The modeling program utilized in this work is COMSOL Multiphysics® version 5.6, which employs FEM as the numerical method. The utilization of the FEM in this study was preferred over alternative methods like the Finite Difference Method (FDM) or the Boundary Element Method (BEM) due to the inclusion of spatially variable governing characteristics, such as the number and location of anodes, as well as the injected current. The Finite Difference Method (FDM) exhibits limited resolution capabilities and encounters challenges when dealing with irregular meshes and nonlinear effects. On the other hand, BEM is unable to effectively address the spatially variable properties of the soil medium being represented in this particular context [5]. Finite Element Method (FEM) study considers both the primary current distribution associated with the resistivity of the electrolyte and the secondary current distribution associated with electrode reactions.
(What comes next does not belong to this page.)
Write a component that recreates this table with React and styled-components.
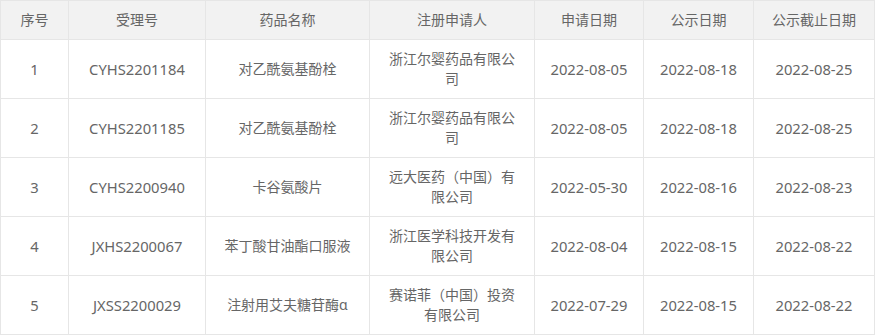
import React from "react";
import styled, { createGlobalStyle } from "styled-components";

const Global = createGlobalStyle`
  html, body { margin: 0; padding: 0; background: #fff; }
  body { font-family: "Noto Sans", "Noto Sans CJK SC", sans-serif; }
`;

const Table = styled.table`
  width: 874px;
  table-layout: fixed;
  border-collapse: collapse;
  border-spacing: 0;
  color: #666;
  font-size: 14px;
  background: #fff;
`;

const HeadCell = styled.th`
  background: #f2f2f2;
  border: 1px solid #e6e6e6;
  padding: 9px 15px;
  line-height: 20px;
  font-weight: 400;
  text-align: center;
  white-space: nowrap;
`;

const Cell = styled.td`
  border: 1px solid #e6e6e6;
  padding: 9px 15px;
  line-height: 20px;
  height: 40px;
  text-align: center;
  word-break: break-all;
  box-sizing: content-box;
  font-size: ${(p) => (p.$latin ? "14.75px" : "14px")};
`;

const columns = [
  { key: "no", title: "序号", width: 68, latin: true },
  { key: "code", title: "受理号", width: 137, latin: true },
  { key: "name", title: "药品名称", width: 164 },
  { key: "applicant", title: "注册申请人", width: 165 },
  { key: "applyDate", title: "申请日期", width: 109, latin: true },
  { key: "pubDate", title: "公示日期", width: 110, latin: true },
  { key: "endDate", title: "公示截止日期", width: 121, latin: true },
];

const rows = [
  { no: "1", code: "CYHS2201184", name: "对乙酰氨基酚栓", applicant: "浙江尔婴药品有限公司", applyDate: "2022-08-05", pubDate: "2022-08-18", endDate: "2022-08-25" },
  { no: "2", code: "CYHS2201185", name: "对乙酰氨基酚栓", applicant: "浙江尔婴药品有限公司", applyDate: "2022-08-05", pubDate: "2022-08-18", endDate: "2022-08-25" },
  { no: "3", code: "CYHS2200940", name: "卡谷氨酸片", applicant: "远大医药（中国）有限公司", applyDate: "2022-05-30", pubDate: "2022-08-16", endDate: "2022-08-23" },
  { no: "4", code: "JXHS2200067", name: "苯丁酸甘油酯口服液", applicant: "浙江医学科技开发有限公司", applyDate: "2022-08-04", pubDate: "2022-08-15", endDate: "2022-08-22" },
  { no: "5", code: "JXSS2200029", name: "注射用艾夫糖苷酶α", applicant: "赛诺菲（中国）投资有限公司", applyDate: "2022-07-29", pubDate: "2022-08-15", endDate: "2022-08-22" },
];

export default function App() {
  return (
    <>
      <Global />
      <Table>
        <colgroup>
          {columns.map((c) => (
            <col key={c.key} style={{ width: c.width }} />
          ))}
        </colgroup>
        <thead>
          <tr>
            {columns.map((c) => (
              <HeadCell key={c.key}>{c.title}</HeadCell>
            ))}
          </tr>
        </thead>
        <tbody>
          {rows.map((r) => (
            <tr key={r.no}>
              {columns.map((c) => (
                <Cell key={c.key} $latin={c.latin}>
                  {r[c.key]}
                </Cell>
              ))}
            </tr>
          ))}
        </tbody>
      </Table>
    </>
  );
}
Protection conditions are met at every location of the pipeline when the cathodic current density matches the protection current density and the potential falls within the appropriate protection range. The correlation between current density and potential at the metal-electrolyte interface is dependent upon electrode reactions and generally exhibits non-linear behavior. The Finite Element Method is a computational approach used to solve boundary value problems. It optimizes a function that measures error, resulting in a stable solution. The software solves elementary equations within limited subdomains, known as finite elements, to provide an approximation of a more complicated equation across a broader domain.

Boundary conditions are determined by taking into account the electrochemical properties of the metal surface and its protection, which can be achieved by employing the Tafel equations. The solution to the electrical field is obtained by analyzing the Laplace equation [14].

The boundary conditions in the cathodic protection system are typically non-linear due to the absence of linear functional relationships between the protection current density and the associated potential, caused by the electrochemical processes. It is necessary to include certain boundary requirements to restrict and reflect the current conditions. There exist three distinct categories of boundary conditions for cathodic protection systems:

The first boundary condition: soil boundary $\Gamma_{\infty}$.

$\left\{\begin{array}{c}\left(\varphi \mid \Gamma_{\infty}=0\right) \\ \left(i \left\lvert\, \Gamma_{\infty}=-\sigma \frac{\partial^2 \varphi}{\partial n}=0\right.\right)\end{array}\right.$      (1)

The second type of boundary condition: ground boundary $\Gamma_g$.

$\left(i \left\lvert\, \Gamma_g=-\sigma \frac{\partial^2 \varphi}{\partial n}=0\right.\right)$      (2)

The third type of boundary conditions: the boundary conditions of the pipeline surface $\Gamma_P$.

$\Gamma_P=f\left(u-u_{e q}\right)$     (3)

Consider the following as the polarization curve for the cathode:

$\begin{aligned} i=\left[10^{\frac{V-\varphi-E_{F e}}{\beta_{F e}}}\right. & -\left(\frac{1}{\left(1-\alpha_{b l k}\right) \cdot i_{\text {lim }, o_2}}\right. \left.\left.-10^{\frac{V-\varphi-E_{O_2}}{o_2}}\right)^{-1}-10^{\frac{-\left(V-\varphi-E_{H_2}\right.}{\beta_{H_2}}}\right]\end{aligned}$       (4)

v represents the potential of the pipeline. Φ represents the potential of the soil close to the pipeline. The symbol $\beta_{F e}$ denotes the Tafel slope, which characterizes the rate of change of the corrosion reaction. On the other hand, $E_{F e}$ represents the equilibrium potential, which indicates the balance point of the corrosion reaction.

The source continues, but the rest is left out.